After studying at prestigious schools in the UK, including the Royal Military Academy Sandhurst, Qandeel attended the University of Kansas before moving to New York City in 2010. Qandeel arrived to what he considers "the capital of the US" with little money and no fame while Jacob Arabo, jeweler to pop royalty like Jay Z, Beyoncé, and Lady Gaga, mentored him. "Jacob the Jeweler" would wake Qandeel up in the morning with phone calls urging him not to waste his day, saying, "Money never sleeps." He also became Qandeel's first American client.
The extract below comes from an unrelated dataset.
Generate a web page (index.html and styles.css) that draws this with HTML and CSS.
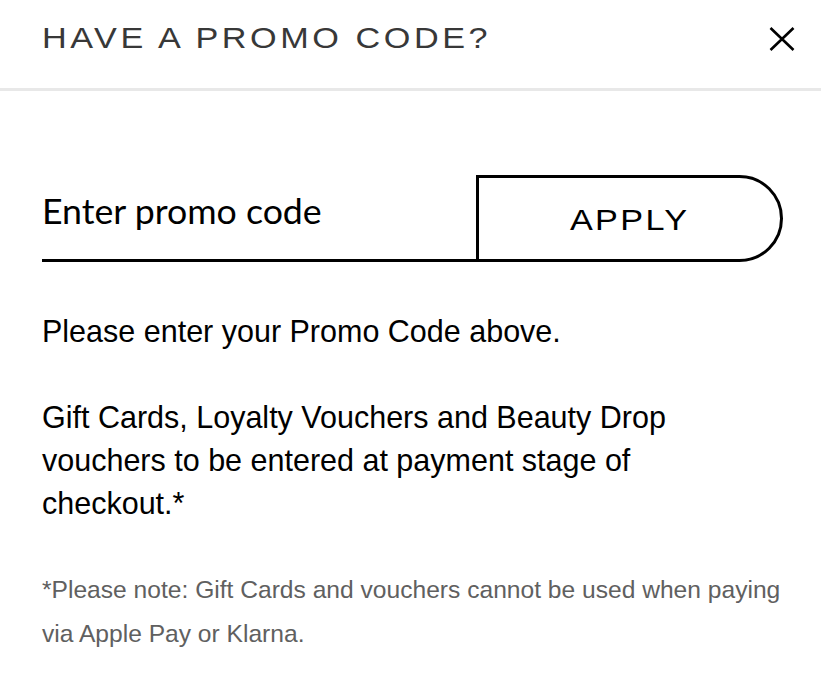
FILE: index.html
```html
<!DOCTYPE html>
<html lang="en">
<head>
<meta charset="UTF-8">
<meta name="viewport" content="width=device-width, initial-scale=1.0">
<title>Have a promo code?</title>
<link rel="stylesheet" href="styles.css">
</head>
<body>
  <header class="promo-header">
    <h2 class="promo-title"><span>HAVE A PROMO CODE?</span></h2>
    <button class="close-btn" type="button" aria-label="Close">
      <svg width="26" height="24" viewBox="0 0 26 24">
        <path d="M1.5 1 L24.5 23 M24.5 1 L1.5 23" stroke="#000" stroke-width="2.6" fill="none"/>
      </svg>
    </button>
  </header>

  <section class="promo-body">
    <!-- Promo code entry -->
    <form class="promo-form">
      <input type="text" class="promo-input" placeholder="Enter promo code">
      <button type="submit" class="apply-btn"><span>APPLY</span></button>
    </form>

    <p class="promo-text">Please enter your Promo Code above.</p>
    <p class="promo-text">Gift Cards, Loyalty Vouchers and Beauty Drop vouchers to be entered at payment stage of checkout.*</p>
    <p class="promo-note">*Please note: Gift Cards and vouchers cannot be used when paying via Apple Pay or Klarna.</p>
  </section>
</body>
</html>
```

FILE: styles.css
```css
body { margin: 0; padding: 0; background: #fff; font-family: "Liberation Sans", Arial, sans-serif; color: #000; }
.promo-header { display: flex; justify-content: space-between; align-items: flex-start; height: 88px; padding: 0 26px 0 42px; border-bottom: 3px solid #e8e8e8; }
.promo-title { margin: 22px 0 0; font-size: 29px; font-weight: normal; line-height: 32px; color: #383838; letter-spacing: 3px; }
.promo-title span { display: inline-block; transform: scaleX(1.18); transform-origin: left center; }
.close-btn { margin-top: 27px; padding: 0; border: none; background: none; width: 26px; height: 24px; cursor: pointer; }
.close-btn svg { display: block; }
.promo-body { padding: 0 38px 0 42px; }
.promo-form { display: flex; margin-top: 84px; }
.promo-input { flex: 1; min-width: 0; height: 70px; padding: 0 0 14px; border: none; border-bottom: 3px solid #000; font-family: Lato, "Open Sans", sans-serif; font-size: 35.7px; color: #000; outline: none; box-sizing: content-box; }
.promo-input::placeholder { color: #000; opacity: 1; }
.apply-btn { width: 307px; height: 87px; padding: 4px 0 0; border: 3px solid #000; border-radius: 0 44px 44px 0; background: #fff; font-family: "Liberation Sans", Arial, sans-serif; font-size: 29px; color: #000; letter-spacing: 2px; cursor: pointer; box-sizing: border-box; }
.apply-btn span { display: inline-block; transform: scaleX(1.18); }
.promo-text { max-width: 700px; margin: 0 0 43px; font-size: 30.5px; line-height: 43px; }
.promo-form + .promo-text { margin-top: 48px; }
.promo-note { margin: 41px 0 0; font-size: 24.6px; line-height: 44px; color: #606060; }
.promo-text + .promo-note { margin-top: 2px; }
```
Last Halloween, the young visionary learned that there are limits to the realm of possibility, earning bad boy cachet and a night in jail for painting a mural on the walls of the swanky penthouse suite at the 6 Columbus Hotel. Qandeel is currently painting a new series, planning a show in London, and working on a development project boasting at least eight buildings, featuring a high-end gallery of foreign and local artists, complete with an organic supermarket and a production studio for photography and music. "I can definitely see myself getting more involved with real estate," he says. "I want to build a tower where every apartment is unique." For now, though, Qandeel will settle for his most recent commission from the owner of the world's tallest penthouse apartment at 432 Park Avenue. Money never sleeps, indeed.